— Collected data —
┄┄┄┄┄┄
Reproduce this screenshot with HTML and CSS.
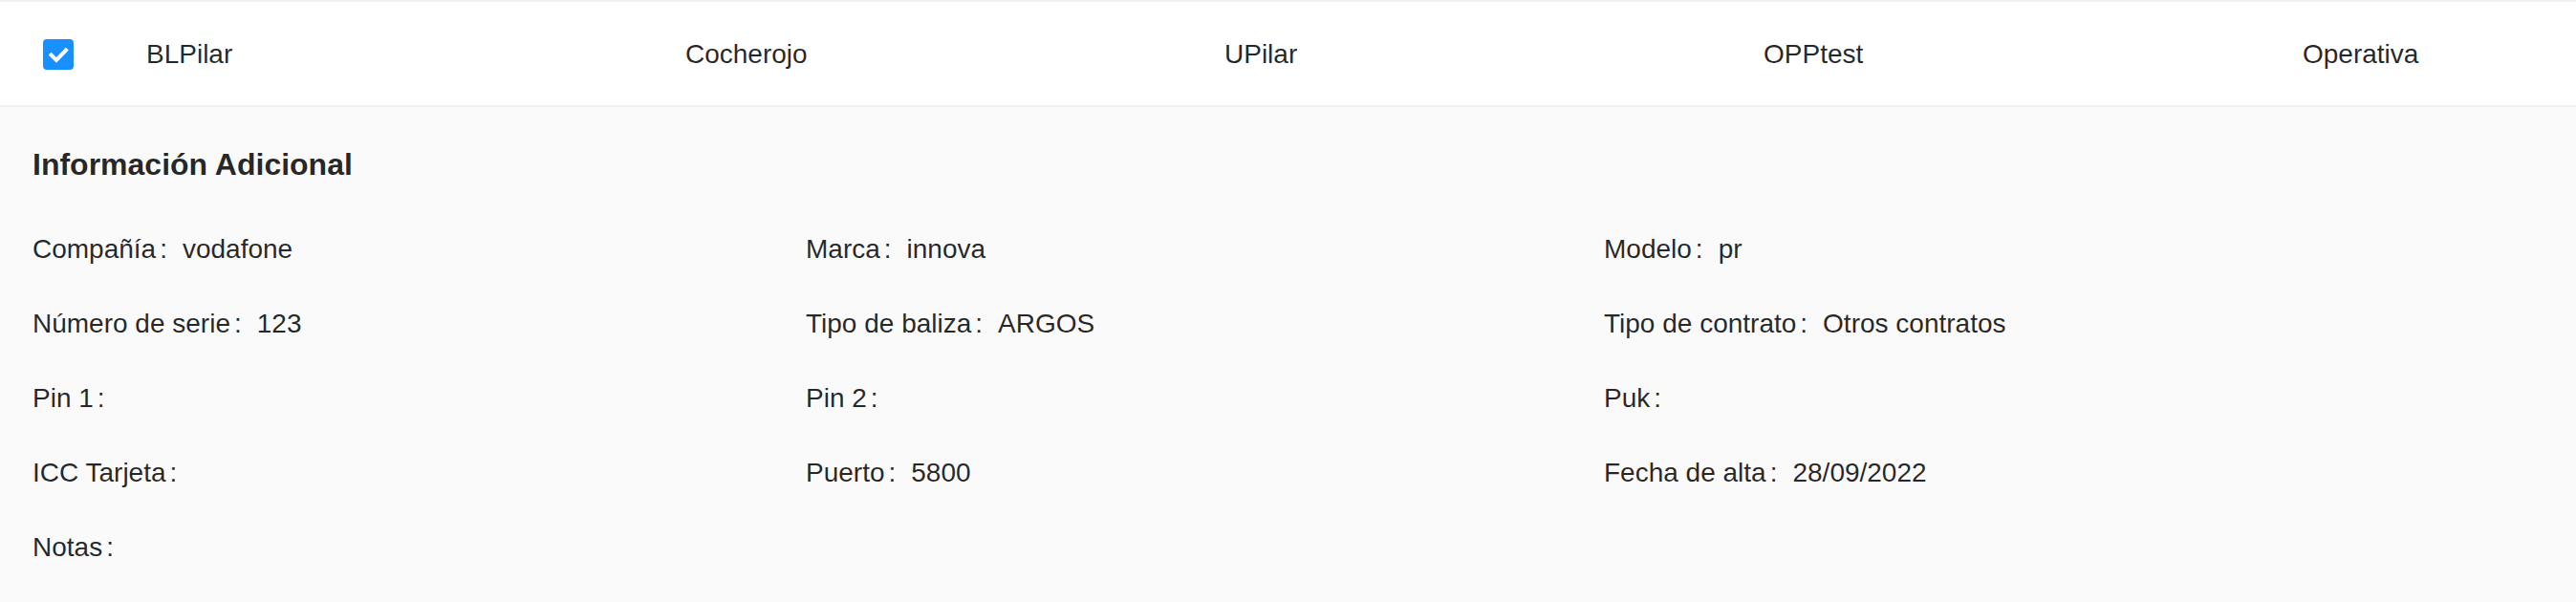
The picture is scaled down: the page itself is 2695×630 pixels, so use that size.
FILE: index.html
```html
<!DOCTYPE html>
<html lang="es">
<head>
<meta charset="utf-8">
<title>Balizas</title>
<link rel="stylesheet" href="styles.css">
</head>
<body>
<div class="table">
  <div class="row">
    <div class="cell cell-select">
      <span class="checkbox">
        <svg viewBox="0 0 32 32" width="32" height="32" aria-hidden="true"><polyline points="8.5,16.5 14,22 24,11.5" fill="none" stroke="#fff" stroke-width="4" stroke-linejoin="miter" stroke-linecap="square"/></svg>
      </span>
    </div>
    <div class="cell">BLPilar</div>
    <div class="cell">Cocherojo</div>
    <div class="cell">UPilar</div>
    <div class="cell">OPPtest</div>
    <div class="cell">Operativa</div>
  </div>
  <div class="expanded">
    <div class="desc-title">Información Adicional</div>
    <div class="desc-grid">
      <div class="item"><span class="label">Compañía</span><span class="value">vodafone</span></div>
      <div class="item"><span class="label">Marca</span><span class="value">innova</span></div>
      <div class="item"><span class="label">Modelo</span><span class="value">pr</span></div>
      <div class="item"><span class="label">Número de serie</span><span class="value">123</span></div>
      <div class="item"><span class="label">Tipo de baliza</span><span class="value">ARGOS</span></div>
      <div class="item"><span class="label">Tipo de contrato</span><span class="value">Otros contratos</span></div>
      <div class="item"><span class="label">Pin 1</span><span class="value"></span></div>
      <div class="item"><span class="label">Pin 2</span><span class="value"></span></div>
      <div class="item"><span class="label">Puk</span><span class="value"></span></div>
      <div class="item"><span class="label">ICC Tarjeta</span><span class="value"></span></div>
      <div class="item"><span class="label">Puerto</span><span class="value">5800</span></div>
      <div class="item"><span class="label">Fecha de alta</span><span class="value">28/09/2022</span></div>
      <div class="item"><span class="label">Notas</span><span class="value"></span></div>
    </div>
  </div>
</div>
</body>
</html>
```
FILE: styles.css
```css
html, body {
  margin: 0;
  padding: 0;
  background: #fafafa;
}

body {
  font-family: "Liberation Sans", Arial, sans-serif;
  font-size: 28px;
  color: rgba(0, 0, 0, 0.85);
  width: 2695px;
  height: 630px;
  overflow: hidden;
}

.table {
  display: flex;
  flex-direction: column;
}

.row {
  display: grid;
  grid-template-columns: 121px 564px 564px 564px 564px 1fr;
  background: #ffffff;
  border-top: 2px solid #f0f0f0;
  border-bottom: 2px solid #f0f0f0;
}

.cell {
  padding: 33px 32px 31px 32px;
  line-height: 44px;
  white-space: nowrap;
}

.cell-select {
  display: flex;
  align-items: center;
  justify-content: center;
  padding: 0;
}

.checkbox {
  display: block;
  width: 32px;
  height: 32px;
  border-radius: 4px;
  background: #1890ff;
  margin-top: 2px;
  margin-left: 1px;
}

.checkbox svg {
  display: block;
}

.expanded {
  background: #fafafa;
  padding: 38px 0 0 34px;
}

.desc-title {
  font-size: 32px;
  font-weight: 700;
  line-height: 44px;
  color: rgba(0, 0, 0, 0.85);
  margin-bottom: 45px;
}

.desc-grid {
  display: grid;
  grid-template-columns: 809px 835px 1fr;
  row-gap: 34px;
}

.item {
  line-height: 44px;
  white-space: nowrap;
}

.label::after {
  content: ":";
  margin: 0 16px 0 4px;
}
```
┄┄┄┄┄┄
— Your task —
For each line above that contains the word "size", copy that line.

— Answer below —
The picture is scaled down: the page itself is 2695×630 pixels, so use that size.
  font-size: 28px;
  font-size: 32px;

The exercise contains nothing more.